## [EXERCISE GOAL]
Repeat all of the material exactly as given.

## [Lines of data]
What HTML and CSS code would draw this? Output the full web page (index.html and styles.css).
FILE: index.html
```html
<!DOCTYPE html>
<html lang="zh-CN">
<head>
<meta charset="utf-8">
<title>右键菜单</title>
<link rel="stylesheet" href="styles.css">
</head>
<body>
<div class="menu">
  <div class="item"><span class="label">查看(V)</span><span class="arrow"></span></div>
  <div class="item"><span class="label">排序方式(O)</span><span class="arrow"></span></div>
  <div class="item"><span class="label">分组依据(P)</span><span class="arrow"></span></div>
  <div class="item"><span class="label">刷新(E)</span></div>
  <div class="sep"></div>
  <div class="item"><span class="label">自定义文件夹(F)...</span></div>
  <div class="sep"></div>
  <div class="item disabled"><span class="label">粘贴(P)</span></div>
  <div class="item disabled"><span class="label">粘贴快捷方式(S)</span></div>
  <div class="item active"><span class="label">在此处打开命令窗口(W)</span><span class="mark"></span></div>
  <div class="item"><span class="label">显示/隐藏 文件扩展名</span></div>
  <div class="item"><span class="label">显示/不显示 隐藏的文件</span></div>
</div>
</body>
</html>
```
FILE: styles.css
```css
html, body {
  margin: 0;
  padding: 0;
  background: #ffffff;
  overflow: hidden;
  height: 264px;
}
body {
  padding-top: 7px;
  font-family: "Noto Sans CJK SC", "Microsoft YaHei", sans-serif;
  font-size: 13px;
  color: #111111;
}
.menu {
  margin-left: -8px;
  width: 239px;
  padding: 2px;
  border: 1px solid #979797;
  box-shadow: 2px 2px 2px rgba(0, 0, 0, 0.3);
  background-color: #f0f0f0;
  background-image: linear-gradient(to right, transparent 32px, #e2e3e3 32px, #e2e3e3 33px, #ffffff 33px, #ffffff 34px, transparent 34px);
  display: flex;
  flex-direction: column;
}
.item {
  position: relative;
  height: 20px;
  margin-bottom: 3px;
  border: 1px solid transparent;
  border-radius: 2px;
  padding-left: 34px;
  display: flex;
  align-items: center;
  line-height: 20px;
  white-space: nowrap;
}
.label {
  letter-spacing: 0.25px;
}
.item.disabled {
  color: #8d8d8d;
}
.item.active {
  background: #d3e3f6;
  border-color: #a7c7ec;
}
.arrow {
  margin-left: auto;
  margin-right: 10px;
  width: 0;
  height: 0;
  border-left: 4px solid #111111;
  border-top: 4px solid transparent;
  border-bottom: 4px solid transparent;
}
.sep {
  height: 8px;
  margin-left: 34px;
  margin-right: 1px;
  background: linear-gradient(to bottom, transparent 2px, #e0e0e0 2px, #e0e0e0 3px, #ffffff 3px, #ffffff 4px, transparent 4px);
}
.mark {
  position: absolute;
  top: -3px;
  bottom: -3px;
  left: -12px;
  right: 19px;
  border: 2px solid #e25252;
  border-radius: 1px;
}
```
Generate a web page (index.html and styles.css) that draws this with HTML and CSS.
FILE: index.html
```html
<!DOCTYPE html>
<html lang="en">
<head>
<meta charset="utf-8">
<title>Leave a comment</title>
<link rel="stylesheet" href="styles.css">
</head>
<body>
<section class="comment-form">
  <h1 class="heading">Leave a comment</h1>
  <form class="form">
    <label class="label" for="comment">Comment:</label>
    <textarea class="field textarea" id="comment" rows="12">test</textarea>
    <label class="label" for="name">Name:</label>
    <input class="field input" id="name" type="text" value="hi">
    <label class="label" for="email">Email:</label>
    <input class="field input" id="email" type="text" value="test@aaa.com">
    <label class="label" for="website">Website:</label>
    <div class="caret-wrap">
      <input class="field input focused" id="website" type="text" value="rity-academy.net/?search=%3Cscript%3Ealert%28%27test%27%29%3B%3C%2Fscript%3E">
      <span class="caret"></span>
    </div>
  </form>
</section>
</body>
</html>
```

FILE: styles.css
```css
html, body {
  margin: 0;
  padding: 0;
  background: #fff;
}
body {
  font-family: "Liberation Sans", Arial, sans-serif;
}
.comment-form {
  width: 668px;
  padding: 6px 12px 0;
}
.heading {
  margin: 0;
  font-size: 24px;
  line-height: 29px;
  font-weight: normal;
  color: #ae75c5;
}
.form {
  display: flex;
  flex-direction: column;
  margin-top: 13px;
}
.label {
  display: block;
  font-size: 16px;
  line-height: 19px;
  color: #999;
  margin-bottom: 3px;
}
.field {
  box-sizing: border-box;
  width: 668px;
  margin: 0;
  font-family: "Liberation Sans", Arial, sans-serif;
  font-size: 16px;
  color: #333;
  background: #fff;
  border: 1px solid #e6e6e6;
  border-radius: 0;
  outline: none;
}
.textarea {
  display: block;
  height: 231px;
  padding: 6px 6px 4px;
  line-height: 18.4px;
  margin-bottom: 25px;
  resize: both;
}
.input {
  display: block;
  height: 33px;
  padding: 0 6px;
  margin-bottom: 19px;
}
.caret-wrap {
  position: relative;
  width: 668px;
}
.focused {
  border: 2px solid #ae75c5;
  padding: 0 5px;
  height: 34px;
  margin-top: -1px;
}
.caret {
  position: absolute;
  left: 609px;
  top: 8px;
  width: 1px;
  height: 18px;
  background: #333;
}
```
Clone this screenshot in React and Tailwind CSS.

## [THE OUTPUT]
What HTML and CSS code would draw this? Output the full web page (index.html and styles.css).
FILE: index.html
```html
<!DOCTYPE html>
<html lang="zh-CN">
<head>
<meta charset="utf-8">
<title>右键菜单</title>
<link rel="stylesheet" href="styles.css">
</head>
<body>
<div class="menu">
  <div class="item"><span class="label">查看(V)</span><span class="arrow"></span></div>
  <div class="item"><span class="label">排序方式(O)</span><span class="arrow"></span></div>
  <div class="item"><span class="label">分组依据(P)</span><span class="arrow"></span></div>
  <div class="item"><span class="label">刷新(E)</span></div>
  <div class="sep"></div>
  <div class="item"><span class="label">自定义文件夹(F)...</span></div>
  <div class="sep"></div>
  <div class="item disabled"><span class="label">粘贴(P)</span></div>
  <div class="item disabled"><span class="label">粘贴快捷方式(S)</span></div>
  <div class="item active"><span class="label">在此处打开命令窗口(W)</span><span class="mark"></span></div>
  <div class="item"><span class="label">显示/隐藏 文件扩展名</span></div>
  <div class="item"><span class="label">显示/不显示 隐藏的文件</span></div>
</div>
</body>
</html>
```
FILE: styles.css
```css
html, body {
  margin: 0;
  padding: 0;
  background: #ffffff;
  overflow: hidden;
  height: 264px;
}
body {
  padding-top: 7px;
  font-family: "Noto Sans CJK SC", "Microsoft YaHei", sans-serif;
  font-size: 13px;
  color: #111111;
}
.menu {
  margin-left: -8px;
  width: 239px;
  padding: 2px;
  border: 1px solid #979797;
  box-shadow: 2px 2px 2px rgba(0, 0, 0, 0.3);
  background-color: #f0f0f0;
  background-image: linear-gradient(to right, transparent 32px, #e2e3e3 32px, #e2e3e3 33px, #ffffff 33px, #ffffff 34px, transparent 34px);
  display: flex;
  flex-direction: column;
}
.item {
  position: relative;
  height: 20px;
  margin-bottom: 3px;
  border: 1px solid transparent;
  border-radius: 2px;
  padding-left: 34px;
  display: flex;
  align-items: center;
  line-height: 20px;
  white-space: nowrap;
}
.label {
  letter-spacing: 0.25px;
}
.item.disabled {
  color: #8d8d8d;
}
.item.active {
  background: #d3e3f6;
  border-color: #a7c7ec;
}
.arrow {
  margin-left: auto;
  margin-right: 10px;
  width: 0;
  height: 0;
  border-left: 4px solid #111111;
  border-top: 4px solid transparent;
  border-bottom: 4px solid transparent;
}
.sep {
  height: 8px;
  margin-left: 34px;
  margin-right: 1px;
  background: linear-gradient(to bottom, transparent 2px, #e0e0e0 2px, #e0e0e0 3px, #ffffff 3px, #ffffff 4px, transparent 4px);
}
.mark {
  position: absolute;
  top: -3px;
  bottom: -3px;
  left: -12px;
  right: 19px;
  border: 2px solid #e25252;
  border-radius: 1px;
}
```
Generate a web page (index.html and styles.css) that draws this with HTML and CSS.
FILE: index.html
```html
<!DOCTYPE html>
<html lang="en">
<head>
<meta charset="utf-8">
<title>Leave a comment</title>
<link rel="stylesheet" href="styles.css">
</head>
<body>
<section class="comment-form">
  <h1 class="heading">Leave a comment</h1>
  <form class="form">
    <label class="label" for="comment">Comment:</label>
    <textarea class="field textarea" id="comment" rows="12">test</textarea>
    <label class="label" for="name">Name:</label>
    <input class="field input" id="name" type="text" value="hi">
    <label class="label" for="email">Email:</label>
    <input class="field input" id="email" type="text" value="test@aaa.com">
    <label class="label" for="website">Website:</label>
    <div class="caret-wrap">
      <input class="field input focused" id="website" type="text" value="rity-academy.net/?search=%3Cscript%3Ealert%28%27test%27%29%3B%3C%2Fscript%3E">
      <span class="caret"></span>
    </div>
  </form>
</section>
</body>
</html>
```

FILE: styles.css
```css
html, body {
  margin: 0;
  padding: 0;
  background: #fff;
}
body {
  font-family: "Liberation Sans", Arial, sans-serif;
}
.comment-form {
  width: 668px;
  padding: 6px 12px 0;
}
.heading {
  margin: 0;
  font-size: 24px;
  line-height: 29px;
  font-weight: normal;
  color: #ae75c5;
}
.form {
  display: flex;
  flex-direction: column;
  margin-top: 13px;
}
.label {
  display: block;
  font-size: 16px;
  line-height: 19px;
  color: #999;
  margin-bottom: 3px;
}
.field {
  box-sizing: border-box;
  width: 668px;
  margin: 0;
  font-family: "Liberation Sans", Arial, sans-serif;
  font-size: 16px;
  color: #333;
  background: #fff;
  border: 1px solid #e6e6e6;
  border-radius: 0;
  outline: none;
}
.textarea {
  display: block;
  height: 231px;
  padding: 6px 6px 4px;
  line-height: 18.4px;
  margin-bottom: 25px;
  resize: both;
}
.input {
  display: block;
  height: 33px;
  padding: 0 6px;
  margin-bottom: 19px;
}
.caret-wrap {
  position: relative;
  width: 668px;
}
.focused {
  border: 2px solid #ae75c5;
  padding: 0 5px;
  height: 34px;
  margin-top: -1px;
}
.caret {
  position: absolute;
  left: 609px;
  top: 8px;
  width: 1px;
  height: 18px;
  background: #333;
}
```
Clone this screenshot in React and Tailwind CSS.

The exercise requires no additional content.